I recognize, but respectfully disagree with the analysis of our colleagues in Division One in Franco v. Athens Disposal Co., Inc. (2009) 171 Cal.App.4th 1277 [90 Cal.Rptr.3d 539] (Franco), a case decided prior to the decision in AT&T. Franco held that a provision of an arbitration agreement prohibiting an employee from acting as a private attorney general was invalid because it conflicted with the PAGA’s goal of enforcing the Labor Code through imposition of statutory sanctions and fines under Gentry. (171 Cal.App.4th at pp. 1299-1303.) Application of Franco in this case means the agreement to arbitrate will not be enforced due to state law, which is inconsistent with the above-cited Supreme Court authority. Moreover, there is nothing in the language of the PAGA to preclude a waiver of representative actions in employment agreements. (Cf. Civ. Code, § 1751 [any waiver of the provisions of the Consumers Legal Remedies Act (§ 1750 et seq.) “is contrary to public policy and shall be unenforceable and void”].)
The United States District Court for the Central District of California has recently reached the same result in finding the reasoning of Franco “no longer tenable in light of the Supreme Court’s recent decision in [AT&T]." (Quevedo v. Macy's, Inc, supra, No. CV 09-1522 GAF (MANx), Civ. Minutes at p. 20 (Quevedo).) “The California Court of Appeal’s decision in Franco shows only that a state might reasonably wish to require arbitration agreements to allow for collective PAGA actions. [Citation.] AT&T. . . makes clear, however, that the state cannot impose such a requirement because it would be inconsistent with the FAA. [Citation.]” (Quevedo, supra, Civ. Minutes at p. 21.)

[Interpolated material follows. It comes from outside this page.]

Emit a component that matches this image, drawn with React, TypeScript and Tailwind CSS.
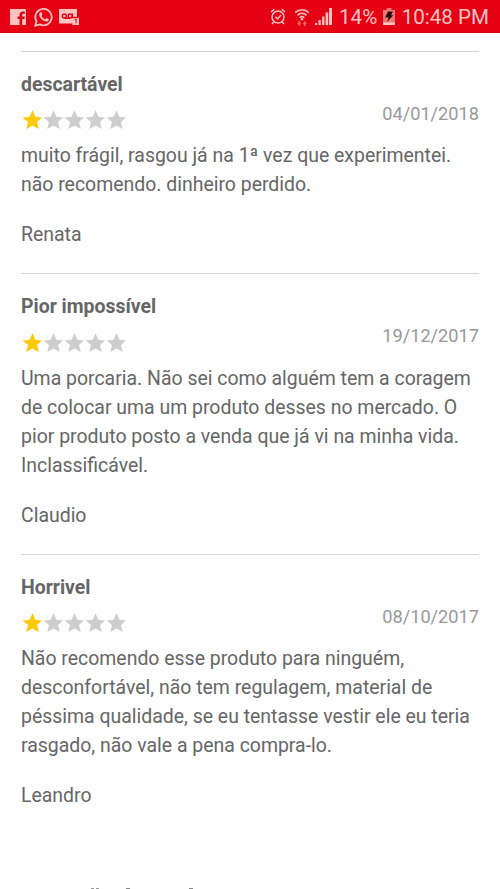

*509Allowing the arbitration to go forward on Brown’s individual right to statutory penalties for violations of the Labor Code is not necessarily inconsistent with the spirit of the PAGA.2 As explained in Arias v. Superior Court (2009) 46 Cal.4th 969 [95 Cal.Rptr.3d 588, 209 P.3d 923], an arbitration award in favor of Brown for penalties under the Labor Code may be asserted as collateral estoppel on behalf of other similarly situated employees in their own actions. (Id. at pp. 985-987.) Viewed in this light, a waiver of representative actions under the PAGA need not defeat the legislative purpose of the act, as other similarly situated employees will be eligible to rely on whatever success Brown attains in arbitration.
Severance
The majority remands the case to the trial court to determine if the waiver of the PAGA representative actions renders the entire arbitration agreement unconscionable, or if that provision can be severed from the remainder of the agreement. The majority leaves open the possibility that one remedy for the invalid PAGA waiver might be to order a representative PAGA claim to arbitration.
First, I disagree that if the PAGA representative waiver is unenforceable, it somehow renders the entire arbitration agreement unconscionable. As a matter of law, the one defect identified by the majority—the preclusion of representative PAGA actions—cannot establish that the entire arbitration agreement in this case is permeated by unconscionability. (See Armendariz v. Foundation Health Psychcare Services, Inc. (2000) 24 Cal.4th 83, 122 [99 Cal.Rptr.2d 745, 6 P.3d 669].) This singular defect can easily be severed from the arbitration agreement, should it need to go forward in a judicial forum.
Second, I would expressly instruct the trial court not to order arbitration of a representative PAGA claim absent agreement of both parties. The United States Supreme Court has held that parties who have not contracted for class arbitration may not be forced to arbitrate on a classwide basis. (Stolt-Nielsen S. A. v. AnimalFeeds Int'l Corp. (2010) 559 U.S._,_[176 L.Ed.2d 605, 130 S.Ct. 1758, 1774] [party may not be compelled to submit to class arbitration absent a contractual agreement to do so].) An agreement to arbitrate does not support the inference of an agreement to arbitrate on a classwide basis. (Id. at p._[130 S.Ct. at p. 1775].) I would apply the same mle to representative actions that are not specifically authorized by an arbitration agreement. Ralphs/Kroger never agreed to arbitration of any issue on a representative *510basis, and the trial court should not consider compelling arbitration of the PAGA claims on that basis unless expressly agreed to by both parties. (Quevedo, supra, No. CV 09-1522 GAP (MANx), Civ. Minutes at p. 19.)
A petition for a rehearing was denied July 29, 2011, and on July 20, 2011, the opinion was modified to read as printed above. Appellants’ petition for review by the Supreme Court was denied October 19, 2011, S195850. Baxter, J., was of the opinion that the petition should be granted.
All statutory references are to the Labor Code unless otherwise indicated.
Quevedo, supra, No. CV 09-1522 GAP (MANx), Civil Minutes at page 19 agrees that an individual’s PAGA claim is subject to arbitration.